> **DATASET EXTRACT**:

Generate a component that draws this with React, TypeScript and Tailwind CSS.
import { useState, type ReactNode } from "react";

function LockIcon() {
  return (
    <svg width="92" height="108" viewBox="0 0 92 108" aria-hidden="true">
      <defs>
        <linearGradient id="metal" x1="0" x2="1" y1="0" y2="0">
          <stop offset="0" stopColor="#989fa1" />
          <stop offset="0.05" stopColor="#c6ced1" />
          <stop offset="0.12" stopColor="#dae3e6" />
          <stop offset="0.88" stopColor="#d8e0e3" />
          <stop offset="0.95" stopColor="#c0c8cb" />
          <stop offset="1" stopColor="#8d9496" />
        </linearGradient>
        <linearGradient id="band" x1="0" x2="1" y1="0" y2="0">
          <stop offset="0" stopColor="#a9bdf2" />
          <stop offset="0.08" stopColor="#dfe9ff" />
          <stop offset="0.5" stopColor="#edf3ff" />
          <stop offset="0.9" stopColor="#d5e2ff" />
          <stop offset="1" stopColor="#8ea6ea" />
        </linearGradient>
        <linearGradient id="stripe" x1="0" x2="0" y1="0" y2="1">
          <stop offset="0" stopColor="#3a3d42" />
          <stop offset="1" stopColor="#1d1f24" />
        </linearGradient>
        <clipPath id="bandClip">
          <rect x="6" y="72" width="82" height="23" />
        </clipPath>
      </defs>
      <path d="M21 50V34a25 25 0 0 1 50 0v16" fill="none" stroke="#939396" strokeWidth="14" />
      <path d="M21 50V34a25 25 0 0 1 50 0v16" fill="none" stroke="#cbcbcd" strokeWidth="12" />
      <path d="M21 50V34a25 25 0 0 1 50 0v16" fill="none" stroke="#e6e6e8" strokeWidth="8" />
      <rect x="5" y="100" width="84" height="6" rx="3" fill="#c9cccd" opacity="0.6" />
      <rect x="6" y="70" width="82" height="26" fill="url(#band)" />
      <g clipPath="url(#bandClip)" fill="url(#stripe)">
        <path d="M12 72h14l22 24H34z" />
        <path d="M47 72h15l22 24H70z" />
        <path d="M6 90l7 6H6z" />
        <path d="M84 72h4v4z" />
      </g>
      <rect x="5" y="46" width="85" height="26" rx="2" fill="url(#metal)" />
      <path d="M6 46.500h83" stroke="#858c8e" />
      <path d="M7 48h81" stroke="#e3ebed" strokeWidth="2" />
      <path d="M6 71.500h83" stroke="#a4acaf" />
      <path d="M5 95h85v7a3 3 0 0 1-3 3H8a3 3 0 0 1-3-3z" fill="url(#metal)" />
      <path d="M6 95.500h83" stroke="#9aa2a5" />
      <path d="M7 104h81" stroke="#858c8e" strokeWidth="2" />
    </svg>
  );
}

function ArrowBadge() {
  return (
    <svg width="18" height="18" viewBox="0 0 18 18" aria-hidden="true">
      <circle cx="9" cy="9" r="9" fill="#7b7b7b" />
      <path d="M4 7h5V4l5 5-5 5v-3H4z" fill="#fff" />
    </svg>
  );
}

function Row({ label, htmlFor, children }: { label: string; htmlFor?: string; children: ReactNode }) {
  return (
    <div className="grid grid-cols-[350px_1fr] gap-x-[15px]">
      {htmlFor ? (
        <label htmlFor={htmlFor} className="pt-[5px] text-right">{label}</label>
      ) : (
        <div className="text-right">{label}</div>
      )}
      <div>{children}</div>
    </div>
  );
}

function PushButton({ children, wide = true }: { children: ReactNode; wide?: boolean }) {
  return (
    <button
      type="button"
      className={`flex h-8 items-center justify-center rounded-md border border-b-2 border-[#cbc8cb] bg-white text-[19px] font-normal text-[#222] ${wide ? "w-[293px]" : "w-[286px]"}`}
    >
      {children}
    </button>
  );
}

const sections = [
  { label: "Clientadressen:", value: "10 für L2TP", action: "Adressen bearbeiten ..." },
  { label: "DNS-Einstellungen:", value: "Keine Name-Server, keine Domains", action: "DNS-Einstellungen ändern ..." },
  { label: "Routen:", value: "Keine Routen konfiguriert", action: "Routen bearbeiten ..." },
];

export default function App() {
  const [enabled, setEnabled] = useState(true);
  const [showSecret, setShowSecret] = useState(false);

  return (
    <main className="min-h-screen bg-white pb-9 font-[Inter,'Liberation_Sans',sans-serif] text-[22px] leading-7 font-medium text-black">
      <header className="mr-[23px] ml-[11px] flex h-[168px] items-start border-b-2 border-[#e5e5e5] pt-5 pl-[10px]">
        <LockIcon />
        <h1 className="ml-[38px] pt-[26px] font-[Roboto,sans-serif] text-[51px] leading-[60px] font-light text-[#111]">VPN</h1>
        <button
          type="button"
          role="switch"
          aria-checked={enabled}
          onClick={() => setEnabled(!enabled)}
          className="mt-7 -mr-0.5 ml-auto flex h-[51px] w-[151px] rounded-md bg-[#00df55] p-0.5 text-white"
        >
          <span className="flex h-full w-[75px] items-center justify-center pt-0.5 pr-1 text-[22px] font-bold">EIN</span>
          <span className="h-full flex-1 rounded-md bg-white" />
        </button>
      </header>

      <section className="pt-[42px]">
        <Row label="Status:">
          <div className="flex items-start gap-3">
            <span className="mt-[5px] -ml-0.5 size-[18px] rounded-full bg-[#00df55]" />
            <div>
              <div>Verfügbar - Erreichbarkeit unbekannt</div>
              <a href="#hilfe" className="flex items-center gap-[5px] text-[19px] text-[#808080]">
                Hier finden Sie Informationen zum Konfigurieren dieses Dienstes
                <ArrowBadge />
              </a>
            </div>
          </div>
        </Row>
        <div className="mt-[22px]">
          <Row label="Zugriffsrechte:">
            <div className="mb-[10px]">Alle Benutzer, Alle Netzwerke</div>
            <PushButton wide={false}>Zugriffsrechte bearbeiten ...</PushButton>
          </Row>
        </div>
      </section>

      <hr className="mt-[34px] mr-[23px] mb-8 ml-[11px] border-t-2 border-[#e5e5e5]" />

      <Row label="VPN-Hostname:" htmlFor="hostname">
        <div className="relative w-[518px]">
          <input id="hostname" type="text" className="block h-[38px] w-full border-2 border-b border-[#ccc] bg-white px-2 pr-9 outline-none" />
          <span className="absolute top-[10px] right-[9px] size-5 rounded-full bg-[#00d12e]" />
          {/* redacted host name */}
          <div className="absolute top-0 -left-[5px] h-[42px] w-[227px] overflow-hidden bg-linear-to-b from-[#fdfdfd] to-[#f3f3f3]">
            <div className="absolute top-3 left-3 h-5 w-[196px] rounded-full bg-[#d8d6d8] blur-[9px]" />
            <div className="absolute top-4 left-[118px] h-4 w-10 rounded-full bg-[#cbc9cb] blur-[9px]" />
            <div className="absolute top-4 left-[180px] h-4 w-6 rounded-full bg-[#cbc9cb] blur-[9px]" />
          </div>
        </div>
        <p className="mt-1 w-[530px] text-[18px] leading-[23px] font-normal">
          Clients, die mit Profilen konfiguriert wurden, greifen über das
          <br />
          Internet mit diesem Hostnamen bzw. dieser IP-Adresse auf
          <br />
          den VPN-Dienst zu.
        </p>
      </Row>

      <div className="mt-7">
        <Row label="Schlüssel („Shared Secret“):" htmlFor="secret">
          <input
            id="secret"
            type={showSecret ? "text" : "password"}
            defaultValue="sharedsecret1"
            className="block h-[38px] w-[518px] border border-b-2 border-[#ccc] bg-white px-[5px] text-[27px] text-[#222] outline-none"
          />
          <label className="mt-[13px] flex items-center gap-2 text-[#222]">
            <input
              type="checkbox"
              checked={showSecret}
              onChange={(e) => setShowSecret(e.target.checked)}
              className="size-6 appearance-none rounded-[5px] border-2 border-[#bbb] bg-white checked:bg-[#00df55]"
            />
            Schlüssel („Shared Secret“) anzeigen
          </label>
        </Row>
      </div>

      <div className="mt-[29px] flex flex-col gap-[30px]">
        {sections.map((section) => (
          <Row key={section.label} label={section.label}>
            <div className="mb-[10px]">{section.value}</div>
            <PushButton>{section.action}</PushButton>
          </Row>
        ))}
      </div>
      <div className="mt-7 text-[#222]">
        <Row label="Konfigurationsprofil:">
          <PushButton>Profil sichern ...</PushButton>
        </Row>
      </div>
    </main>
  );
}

==

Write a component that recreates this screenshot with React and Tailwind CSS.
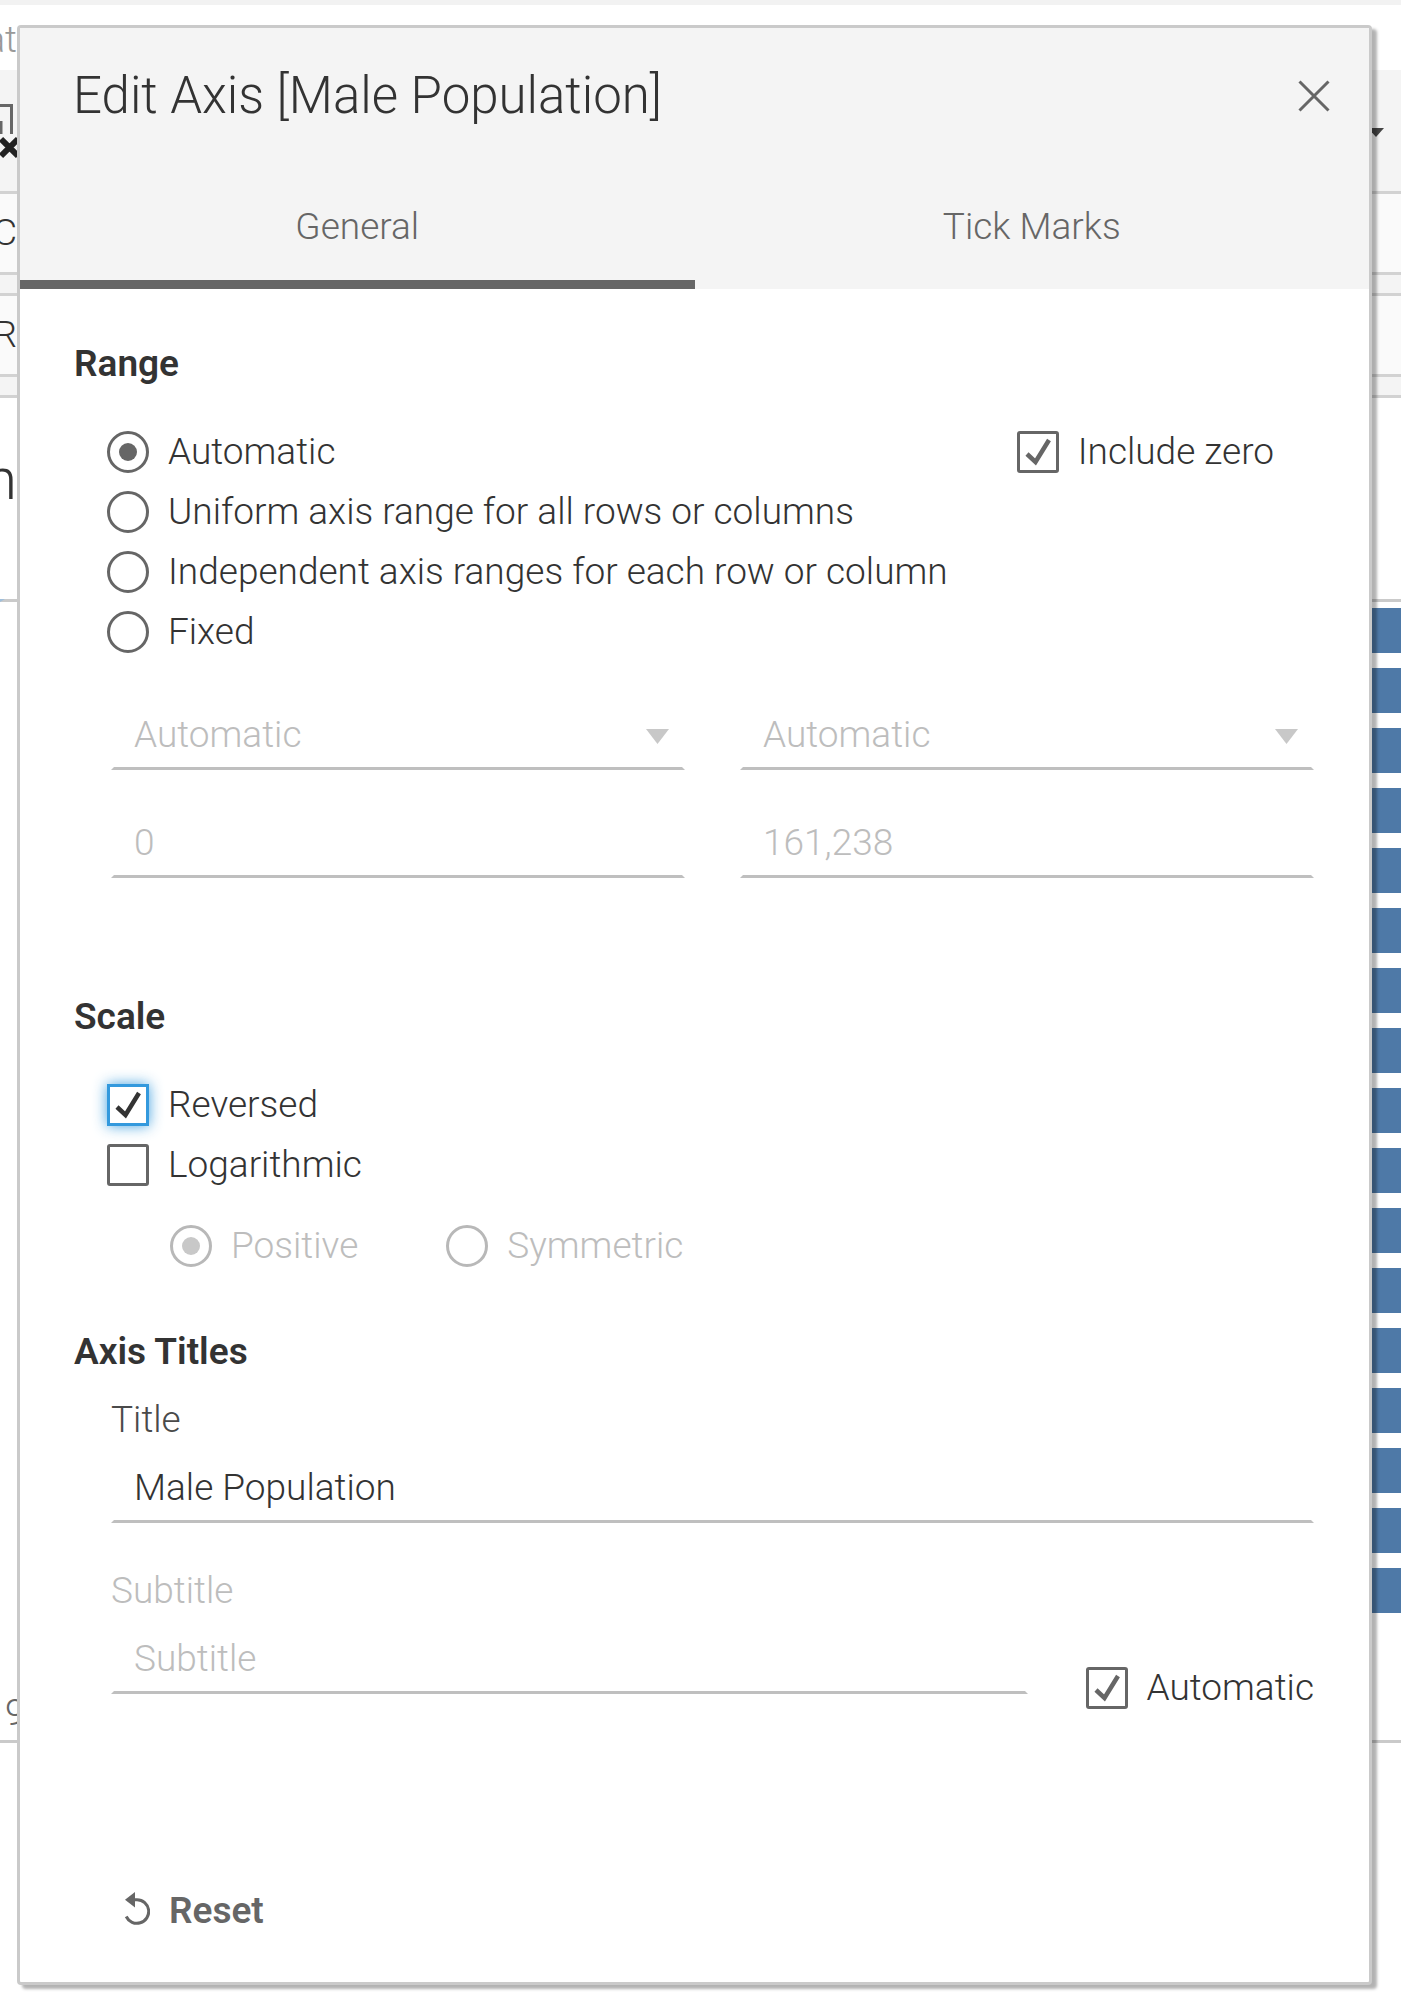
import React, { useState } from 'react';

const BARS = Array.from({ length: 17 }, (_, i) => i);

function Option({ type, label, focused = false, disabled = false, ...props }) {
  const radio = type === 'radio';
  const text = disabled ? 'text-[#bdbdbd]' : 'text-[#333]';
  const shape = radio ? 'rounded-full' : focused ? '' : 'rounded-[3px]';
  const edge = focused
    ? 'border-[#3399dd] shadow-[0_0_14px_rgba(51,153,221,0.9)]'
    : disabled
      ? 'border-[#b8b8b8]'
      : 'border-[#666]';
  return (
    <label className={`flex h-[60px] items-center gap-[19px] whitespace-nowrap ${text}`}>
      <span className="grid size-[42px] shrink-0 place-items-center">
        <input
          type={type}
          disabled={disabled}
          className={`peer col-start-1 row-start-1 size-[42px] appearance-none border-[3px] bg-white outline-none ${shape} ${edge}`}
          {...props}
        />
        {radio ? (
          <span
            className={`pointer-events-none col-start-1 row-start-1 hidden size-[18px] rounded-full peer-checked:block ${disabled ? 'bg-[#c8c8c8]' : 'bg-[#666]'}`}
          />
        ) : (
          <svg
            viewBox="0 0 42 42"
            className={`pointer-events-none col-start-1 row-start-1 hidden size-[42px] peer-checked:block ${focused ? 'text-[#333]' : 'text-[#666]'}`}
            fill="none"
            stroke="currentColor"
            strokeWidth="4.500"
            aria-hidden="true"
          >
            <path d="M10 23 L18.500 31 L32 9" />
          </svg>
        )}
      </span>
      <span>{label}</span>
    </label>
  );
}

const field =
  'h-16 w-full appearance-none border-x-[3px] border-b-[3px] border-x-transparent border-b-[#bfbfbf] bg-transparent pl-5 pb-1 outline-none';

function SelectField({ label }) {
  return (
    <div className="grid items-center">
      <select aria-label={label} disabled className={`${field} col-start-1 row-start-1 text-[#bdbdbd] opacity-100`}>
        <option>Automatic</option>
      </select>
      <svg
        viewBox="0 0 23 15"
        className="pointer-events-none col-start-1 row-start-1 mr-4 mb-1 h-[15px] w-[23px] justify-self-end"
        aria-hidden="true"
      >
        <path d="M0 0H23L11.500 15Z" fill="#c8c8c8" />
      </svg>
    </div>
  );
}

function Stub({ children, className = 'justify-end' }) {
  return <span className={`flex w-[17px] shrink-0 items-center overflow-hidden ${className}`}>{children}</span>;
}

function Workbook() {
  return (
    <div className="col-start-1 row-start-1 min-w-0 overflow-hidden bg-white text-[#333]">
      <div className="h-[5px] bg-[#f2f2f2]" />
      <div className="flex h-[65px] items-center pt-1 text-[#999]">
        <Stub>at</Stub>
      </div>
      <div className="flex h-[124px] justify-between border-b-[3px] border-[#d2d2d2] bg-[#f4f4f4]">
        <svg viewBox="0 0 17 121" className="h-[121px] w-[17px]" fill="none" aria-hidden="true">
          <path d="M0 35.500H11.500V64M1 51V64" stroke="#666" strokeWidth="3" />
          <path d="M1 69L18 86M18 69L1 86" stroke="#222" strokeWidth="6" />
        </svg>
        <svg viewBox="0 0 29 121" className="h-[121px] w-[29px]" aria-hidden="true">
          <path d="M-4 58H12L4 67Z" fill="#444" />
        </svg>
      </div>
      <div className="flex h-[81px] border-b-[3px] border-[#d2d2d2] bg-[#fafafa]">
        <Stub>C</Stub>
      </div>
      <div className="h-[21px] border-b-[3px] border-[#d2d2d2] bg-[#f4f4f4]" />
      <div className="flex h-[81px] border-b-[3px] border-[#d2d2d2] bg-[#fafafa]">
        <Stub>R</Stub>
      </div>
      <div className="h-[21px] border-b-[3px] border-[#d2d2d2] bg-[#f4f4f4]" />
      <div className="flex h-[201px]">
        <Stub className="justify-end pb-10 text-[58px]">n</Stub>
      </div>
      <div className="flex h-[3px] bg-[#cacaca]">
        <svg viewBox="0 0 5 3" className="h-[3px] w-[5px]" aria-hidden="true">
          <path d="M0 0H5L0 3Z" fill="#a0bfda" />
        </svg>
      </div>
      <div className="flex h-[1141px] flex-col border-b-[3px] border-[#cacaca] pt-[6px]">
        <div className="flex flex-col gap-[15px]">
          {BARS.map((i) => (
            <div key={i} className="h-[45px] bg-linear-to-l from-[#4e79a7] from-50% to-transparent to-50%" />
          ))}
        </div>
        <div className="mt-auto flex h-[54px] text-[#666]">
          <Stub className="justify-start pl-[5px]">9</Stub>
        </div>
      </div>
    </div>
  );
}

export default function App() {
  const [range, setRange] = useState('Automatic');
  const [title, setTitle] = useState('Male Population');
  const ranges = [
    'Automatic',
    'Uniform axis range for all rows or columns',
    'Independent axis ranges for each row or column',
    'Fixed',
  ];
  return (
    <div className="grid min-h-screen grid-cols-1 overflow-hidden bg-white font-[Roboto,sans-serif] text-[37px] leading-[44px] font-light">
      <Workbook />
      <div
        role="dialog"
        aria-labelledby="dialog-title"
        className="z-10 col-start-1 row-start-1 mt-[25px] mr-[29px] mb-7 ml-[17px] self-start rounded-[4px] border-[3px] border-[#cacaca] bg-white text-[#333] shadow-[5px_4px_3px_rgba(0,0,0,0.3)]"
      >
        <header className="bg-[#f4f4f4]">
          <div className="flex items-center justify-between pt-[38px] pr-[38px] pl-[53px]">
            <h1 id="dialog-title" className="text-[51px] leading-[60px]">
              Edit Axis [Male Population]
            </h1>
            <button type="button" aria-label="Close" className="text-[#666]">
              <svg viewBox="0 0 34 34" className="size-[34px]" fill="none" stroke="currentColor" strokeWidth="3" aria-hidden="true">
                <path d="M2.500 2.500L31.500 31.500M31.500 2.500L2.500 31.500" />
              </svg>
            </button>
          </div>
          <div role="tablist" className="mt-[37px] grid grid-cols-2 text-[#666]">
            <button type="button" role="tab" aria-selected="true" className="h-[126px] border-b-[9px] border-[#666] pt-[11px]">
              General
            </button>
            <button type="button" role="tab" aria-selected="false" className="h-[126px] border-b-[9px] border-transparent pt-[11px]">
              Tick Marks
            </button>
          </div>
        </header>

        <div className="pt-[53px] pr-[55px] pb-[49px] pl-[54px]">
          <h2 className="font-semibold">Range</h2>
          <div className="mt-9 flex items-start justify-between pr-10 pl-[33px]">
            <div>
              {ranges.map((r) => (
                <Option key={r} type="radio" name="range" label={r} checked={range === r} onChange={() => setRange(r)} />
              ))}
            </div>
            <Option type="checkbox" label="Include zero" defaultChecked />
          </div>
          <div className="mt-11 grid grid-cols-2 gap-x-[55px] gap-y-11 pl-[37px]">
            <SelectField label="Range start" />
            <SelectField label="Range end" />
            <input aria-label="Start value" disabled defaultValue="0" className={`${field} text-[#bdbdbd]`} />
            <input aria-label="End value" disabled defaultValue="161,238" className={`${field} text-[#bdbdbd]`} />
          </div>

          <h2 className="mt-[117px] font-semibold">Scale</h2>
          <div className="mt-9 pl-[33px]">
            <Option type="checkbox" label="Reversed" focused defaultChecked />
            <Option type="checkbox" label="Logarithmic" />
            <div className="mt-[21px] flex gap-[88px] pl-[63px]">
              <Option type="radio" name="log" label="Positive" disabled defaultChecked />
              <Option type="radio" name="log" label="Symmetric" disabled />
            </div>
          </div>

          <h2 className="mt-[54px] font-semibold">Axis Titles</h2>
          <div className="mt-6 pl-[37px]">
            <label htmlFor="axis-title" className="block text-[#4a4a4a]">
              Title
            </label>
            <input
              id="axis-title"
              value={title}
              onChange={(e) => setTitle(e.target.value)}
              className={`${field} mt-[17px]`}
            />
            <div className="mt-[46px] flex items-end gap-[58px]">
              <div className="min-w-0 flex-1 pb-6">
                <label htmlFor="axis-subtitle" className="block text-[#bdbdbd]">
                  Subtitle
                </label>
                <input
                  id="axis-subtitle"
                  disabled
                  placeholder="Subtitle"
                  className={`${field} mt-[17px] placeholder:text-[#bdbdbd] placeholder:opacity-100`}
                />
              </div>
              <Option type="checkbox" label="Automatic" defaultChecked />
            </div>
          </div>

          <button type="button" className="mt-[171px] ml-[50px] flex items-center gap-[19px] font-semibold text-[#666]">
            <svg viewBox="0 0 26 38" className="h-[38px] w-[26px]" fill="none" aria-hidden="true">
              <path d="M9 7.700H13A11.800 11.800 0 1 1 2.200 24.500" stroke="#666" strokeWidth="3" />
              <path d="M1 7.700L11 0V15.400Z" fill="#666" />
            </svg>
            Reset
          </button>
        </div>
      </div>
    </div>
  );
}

> **GIVEN EXERCISE**: Beginning with the line above that contains "Write a component" and finishing with the line that contains "pl-5 pb-1 outline-none';", print those lines exactly and only. Skip all pictures.

> **WRITTEN SOLUTION**:
Write a component that recreates this screenshot with React and Tailwind CSS.
import React, { useState } from 'react';

const BARS = Array.from({ length: 17 }, (_, i) => i);

function Option({ type, label, focused = false, disabled = false, ...props }) {
  const radio = type === 'radio';
  const text = disabled ? 'text-[#bdbdbd]' : 'text-[#333]';
  const shape = radio ? 'rounded-full' : focused ? '' : 'rounded-[3px]';
  const edge = focused
    ? 'border-[#3399dd] shadow-[0_0_14px_rgba(51,153,221,0.9)]'
    : disabled
      ? 'border-[#b8b8b8]'
      : 'border-[#666]';
  return (
    <label className={`flex h-[60px] items-center gap-[19px] whitespace-nowrap ${text}`}>
      <span className="grid size-[42px] shrink-0 place-items-center">
        <input
          type={type}
          disabled={disabled}
          className={`peer col-start-1 row-start-1 size-[42px] appearance-none border-[3px] bg-white outline-none ${shape} ${edge}`}
          {...props}
        />
        {radio ? (
          <span
            className={`pointer-events-none col-start-1 row-start-1 hidden size-[18px] rounded-full peer-checked:block ${disabled ? 'bg-[#c8c8c8]' : 'bg-[#666]'}`}
          />
        ) : (
          <svg
            viewBox="0 0 42 42"
            className={`pointer-events-none col-start-1 row-start-1 hidden size-[42px] peer-checked:block ${focused ? 'text-[#333]' : 'text-[#666]'}`}
            fill="none"
            stroke="currentColor"
            strokeWidth="4.500"
            aria-hidden="true"
          >
            <path d="M10 23 L18.500 31 L32 9" />
          </svg>
        )}
      </span>
      <span>{label}</span>
    </label>
  );
}

const field =
  'h-16 w-full appearance-none border-x-[3px] border-b-[3px] border-x-transparent border-b-[#bfbfbf] bg-transparent pl-5 pb-1 outline-none';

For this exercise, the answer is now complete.